Is social media investment a bubble about to burst?

The Daily Mail certainly hopes so – clear HERE to read its gleeful article comparing the situation to the dot com boom and bust of the late 1990s.  In short, as originally reported by Bloomberg, only 2% of venture capital destined for internet based companies went to social media start ups in the last quarter compared to 6% in the two years up to mid-2012. Back in the third quarter of 2011, social media companies led by Twitter accounted for 21% of venture capital.

Having gone from 21% to 2%, the Daily Mail has extrapolated a dot com type crash while Bloomberg more soberly notes that the air has been let out of the balloon in a slow and measured fashion.  I tend to favour the latter analysis. In place of social media, the new buzz words are data and the cloud. And that’s surely a good thing. Far from signalling the death knell of social media – as some old curmudgeons may be hoping – it simply shows that the market has recognised that enough is enough.
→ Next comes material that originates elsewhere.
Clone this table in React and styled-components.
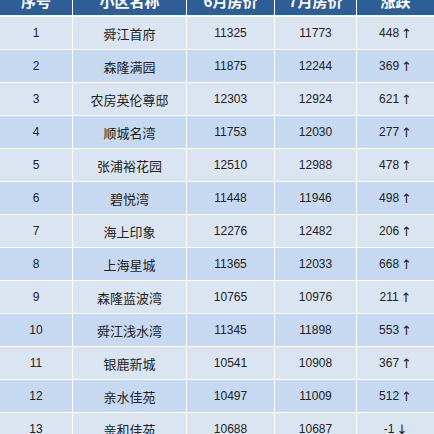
import React from 'react';
import styled, { createGlobalStyle } from 'styled-components';

const GlobalStyle = createGlobalStyle`
  html, body {
    margin: 0;
    padding: 0;
    background: #ffffff;
    overflow: hidden;
  }
`;

const rows = [
  [1, '舜江首府', 11325, 11773, 448],
  [2, '森隆满园', 11875, 12244, 369],
  [3, '农房英伦尊邸', 12303, 12924, 621],
  [4, '顺城名湾', 11753, 12030, 277],
  [5, '张浦裕花园', 12510, 12988, 478],
  [6, '碧悦湾', 11448, 11946, 498],
  [7, '海上印象', 12276, 12482, 206],
  [8, '上海星城', 11365, 12033, 668],
  [9, '森隆蓝波湾', 10765, 10976, 211],
  [10, '舜江浅水湾', 11345, 11898, 553],
  [11, '银鹿新城', 10541, 10908, 367],
  [12, '亲水佳苑', 10497, 11009, 512],
  [13, '亲和佳苑', 10688, 10687, -1],
];

const App = () => {
  return (
    <>
      <GlobalStyle />
      <Table>
        <HeadRow>
          <HeadCell>序号</HeadCell>
          <HeadCell>小区名称</HeadCell>
          <HeadCell>6月房价</HeadCell>
          <HeadCell>7月房价</HeadCell>
          <HeadCell>涨跌</HeadCell>
        </HeadRow>
        {rows.map(([no, name, june, july, diff]) => {
          const even = no % 2 === 0;
          return (
            <Row key={no}>
              <Cell $even={even}>{no}</Cell>
              <Cell $even={even} $cjk>{name}</Cell>
              <Cell $even={even}>{june}</Cell>
              <Cell $even={even}>{july}</Cell>
              <Cell $even={even}>
                {diff}
                <Arrow>{diff >= 0 ? '↑' : '↓'}</Arrow>
              </Cell>
            </Row>
          );
        })}
      </Table>
    </>
  );
};

export default App;

const cols = '72px 113px 87px 81px 77px';

const Table = styled.div`
  display: flex;
  flex-direction: column;
  gap: 1px;
  margin-top: -15px;
  width: 434px;
  background: #ffffff;
`;

const HeadRow = styled.div`
  display: grid;
  grid-template-columns: ${cols};
  column-gap: 1px;
  height: 30px;
  margin-bottom: 1px;
`;

const HeadCell = styled.div`
  display: flex;
  align-items: center;
  justify-content: center;
  background: #2f5d95;
  color: #ffffff;
  font-family: 'Noto Sans CJK SC', sans-serif;
  font-weight: bold;
  font-size: 15px;
`;

const Row = styled.div`
  display: grid;
  grid-template-columns: ${cols};
  column-gap: 1px;
  height: 32px;
`;

const Cell = styled.div`
  display: flex;
  align-items: center;
  justify-content: center;
  background: ${(p) => (p.$even ? '#c6d9f0' : '#dbe5f1')};
  color: #222222;
  font-family: ${(p) =>
    p.$cjk
      ? "'Noto Sans CJK SC', sans-serif"
      : "'Liberation Sans', 'Noto Sans CJK SC', sans-serif"};
  font-size: ${(p) => (p.$cjk ? '13px' : '12px')};
`;

const Arrow = styled.span`
  margin-left: 2px;
  font-family: 'DejaVu Sans', sans-serif;
  font-size: 13px;
`;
There are new toys to play with and we have our fill now of social media sites.

In researching this little blog post – I found an online article written back in 1997 comparing Microsoft’s share performance to RCA (Radio Corporation of America) ahead of the 1929 crash.  Radio stocks were among the most inflated shares before the Wall Street collapse that heralded the Great Depression.  You can read the article HERE – yet it must be pointed out that Microsoft is still very much with us while RCA enjoyed a long and distinguished history until disappearing in 1986.

So anybody hoping that the drop in venture capital investment in new social media companies betokens some apocalyptic crash of the social networking giants may be in for a big disappointment.



One thought on “Is social media investment a bubble about to burst?

  1. I think that we’re at a point where adding another social media platform would be extreme overkill. The major platforms are well assimilated into their places and have a nice hold on their main targets and functionality… Well, maybe minus Google+? I think we may begin to see a resurgence of tools to really hone on tracking engagement. Will we ever be able to truly define the ROI of social media? Who knows, but I think now that the firm groundwork of social media sites is set, there is opportunity to explore new terrain. What do you think is next?